## WORK INSTRUCTIONS
Output the lines exactly, from the one where "Rebuild this screenshot" appears through the one where "text-[17.5px] leading-[22px] font-semibold" appears. Images are left out.

-- START INFORMATION SHOWN --

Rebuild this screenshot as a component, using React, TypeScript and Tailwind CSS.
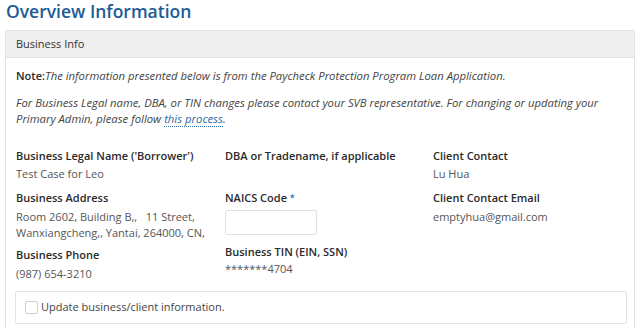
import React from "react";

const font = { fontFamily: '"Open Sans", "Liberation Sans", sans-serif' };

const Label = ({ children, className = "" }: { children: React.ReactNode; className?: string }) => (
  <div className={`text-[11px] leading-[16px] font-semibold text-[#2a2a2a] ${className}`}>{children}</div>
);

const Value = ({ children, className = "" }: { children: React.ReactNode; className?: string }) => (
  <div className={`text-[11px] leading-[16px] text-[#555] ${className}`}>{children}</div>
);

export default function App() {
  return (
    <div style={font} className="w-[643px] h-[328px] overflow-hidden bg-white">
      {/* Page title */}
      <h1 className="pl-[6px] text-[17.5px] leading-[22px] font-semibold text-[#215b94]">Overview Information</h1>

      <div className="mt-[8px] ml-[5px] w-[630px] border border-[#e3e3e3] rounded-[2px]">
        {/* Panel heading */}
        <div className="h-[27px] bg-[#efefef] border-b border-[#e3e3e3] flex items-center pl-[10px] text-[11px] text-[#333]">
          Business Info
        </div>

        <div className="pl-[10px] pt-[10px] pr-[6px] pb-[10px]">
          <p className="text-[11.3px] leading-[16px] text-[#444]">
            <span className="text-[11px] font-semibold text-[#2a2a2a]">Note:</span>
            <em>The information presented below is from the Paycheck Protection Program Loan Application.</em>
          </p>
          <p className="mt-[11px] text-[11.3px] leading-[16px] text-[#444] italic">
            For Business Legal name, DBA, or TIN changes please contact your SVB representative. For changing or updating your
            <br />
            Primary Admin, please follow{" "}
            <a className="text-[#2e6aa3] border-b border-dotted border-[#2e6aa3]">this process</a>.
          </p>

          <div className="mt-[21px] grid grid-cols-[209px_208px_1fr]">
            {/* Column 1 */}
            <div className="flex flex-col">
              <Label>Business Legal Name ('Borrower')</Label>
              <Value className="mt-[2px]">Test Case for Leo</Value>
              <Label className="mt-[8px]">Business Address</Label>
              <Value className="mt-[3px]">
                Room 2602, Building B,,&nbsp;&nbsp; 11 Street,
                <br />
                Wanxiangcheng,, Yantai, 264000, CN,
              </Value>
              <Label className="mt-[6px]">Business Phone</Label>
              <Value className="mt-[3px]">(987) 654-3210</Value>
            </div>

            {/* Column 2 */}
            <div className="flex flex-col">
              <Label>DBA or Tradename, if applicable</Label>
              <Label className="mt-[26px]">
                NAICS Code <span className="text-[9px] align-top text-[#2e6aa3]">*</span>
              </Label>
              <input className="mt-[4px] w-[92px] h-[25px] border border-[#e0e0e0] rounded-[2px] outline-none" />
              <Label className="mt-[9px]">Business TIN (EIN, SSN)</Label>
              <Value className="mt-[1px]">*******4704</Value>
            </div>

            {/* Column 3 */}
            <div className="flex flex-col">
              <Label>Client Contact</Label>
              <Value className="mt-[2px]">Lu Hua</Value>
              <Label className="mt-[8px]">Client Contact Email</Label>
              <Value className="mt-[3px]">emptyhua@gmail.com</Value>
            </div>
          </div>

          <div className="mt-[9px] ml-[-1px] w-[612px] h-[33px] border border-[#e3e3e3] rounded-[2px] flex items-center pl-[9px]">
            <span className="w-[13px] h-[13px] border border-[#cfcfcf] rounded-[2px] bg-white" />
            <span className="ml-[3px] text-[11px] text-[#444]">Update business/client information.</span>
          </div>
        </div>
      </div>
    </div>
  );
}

-- END INFORMATION SHOWN --
-- START INFORMATION SHOWN --

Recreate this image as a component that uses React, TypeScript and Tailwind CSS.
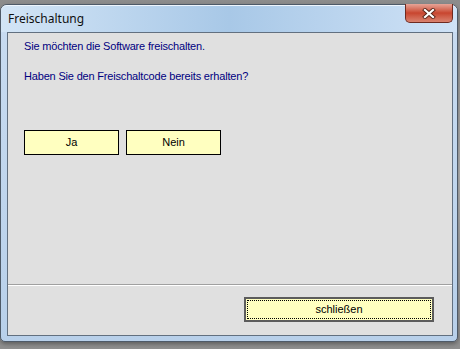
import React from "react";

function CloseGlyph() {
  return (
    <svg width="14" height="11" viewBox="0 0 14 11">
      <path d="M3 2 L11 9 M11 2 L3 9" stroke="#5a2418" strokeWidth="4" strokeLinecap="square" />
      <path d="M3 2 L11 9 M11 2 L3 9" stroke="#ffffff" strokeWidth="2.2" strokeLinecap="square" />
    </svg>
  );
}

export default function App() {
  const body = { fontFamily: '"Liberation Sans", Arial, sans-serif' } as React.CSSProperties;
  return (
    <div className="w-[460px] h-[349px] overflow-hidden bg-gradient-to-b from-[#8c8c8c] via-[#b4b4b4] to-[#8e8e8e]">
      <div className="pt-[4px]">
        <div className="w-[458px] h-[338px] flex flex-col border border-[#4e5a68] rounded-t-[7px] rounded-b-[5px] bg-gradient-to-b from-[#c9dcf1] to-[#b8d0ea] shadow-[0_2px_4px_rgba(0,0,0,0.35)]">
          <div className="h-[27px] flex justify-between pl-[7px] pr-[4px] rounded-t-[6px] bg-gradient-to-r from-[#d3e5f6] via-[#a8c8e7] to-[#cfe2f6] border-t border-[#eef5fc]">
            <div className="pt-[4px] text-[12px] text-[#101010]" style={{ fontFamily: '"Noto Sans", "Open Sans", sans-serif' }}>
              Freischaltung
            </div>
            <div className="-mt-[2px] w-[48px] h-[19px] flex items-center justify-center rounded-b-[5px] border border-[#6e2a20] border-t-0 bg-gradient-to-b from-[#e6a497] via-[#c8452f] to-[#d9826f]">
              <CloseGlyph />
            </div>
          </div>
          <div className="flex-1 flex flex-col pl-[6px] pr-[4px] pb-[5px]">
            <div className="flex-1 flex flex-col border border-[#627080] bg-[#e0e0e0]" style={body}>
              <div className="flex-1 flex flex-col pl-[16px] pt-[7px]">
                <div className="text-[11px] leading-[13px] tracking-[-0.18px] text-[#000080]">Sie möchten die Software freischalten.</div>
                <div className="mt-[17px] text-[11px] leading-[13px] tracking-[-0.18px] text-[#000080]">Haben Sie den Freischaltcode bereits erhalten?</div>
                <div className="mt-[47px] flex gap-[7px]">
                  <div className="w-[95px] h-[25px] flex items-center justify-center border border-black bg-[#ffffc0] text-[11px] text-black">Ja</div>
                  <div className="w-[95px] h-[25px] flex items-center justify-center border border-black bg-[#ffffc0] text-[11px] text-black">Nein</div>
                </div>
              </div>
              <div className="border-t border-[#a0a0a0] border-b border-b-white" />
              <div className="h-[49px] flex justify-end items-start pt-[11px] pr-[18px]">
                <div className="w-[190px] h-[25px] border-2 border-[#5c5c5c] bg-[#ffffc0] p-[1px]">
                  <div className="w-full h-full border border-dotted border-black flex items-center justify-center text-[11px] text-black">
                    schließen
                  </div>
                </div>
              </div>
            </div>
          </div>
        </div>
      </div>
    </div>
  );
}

-- END INFORMATION SHOWN --

## EXPECTED ANSWER
Rebuild this screenshot as a component, using React, TypeScript and Tailwind CSS.
import React from "react";

const font = { fontFamily: '"Open Sans", "Liberation Sans", sans-serif' };

const Label = ({ children, className = "" }: { children: React.ReactNode; className?: string }) => (
  <div className={`text-[11px] leading-[16px] font-semibold text-[#2a2a2a] ${className}`}>{children}</div>
);

const Value = ({ children, className = "" }: { children: React.ReactNode; className?: string }) => (
  <div className={`text-[11px] leading-[16px] text-[#555] ${className}`}>{children}</div>
);

export default function App() {
  return (
    <div style={font} className="w-[643px] h-[328px] overflow-hidden bg-white">
      {/* Page title */}
      <h1 className="pl-[6px] text-[17.5px] leading-[22px] font-semibold text-[#215b94]">Overview Information</h1>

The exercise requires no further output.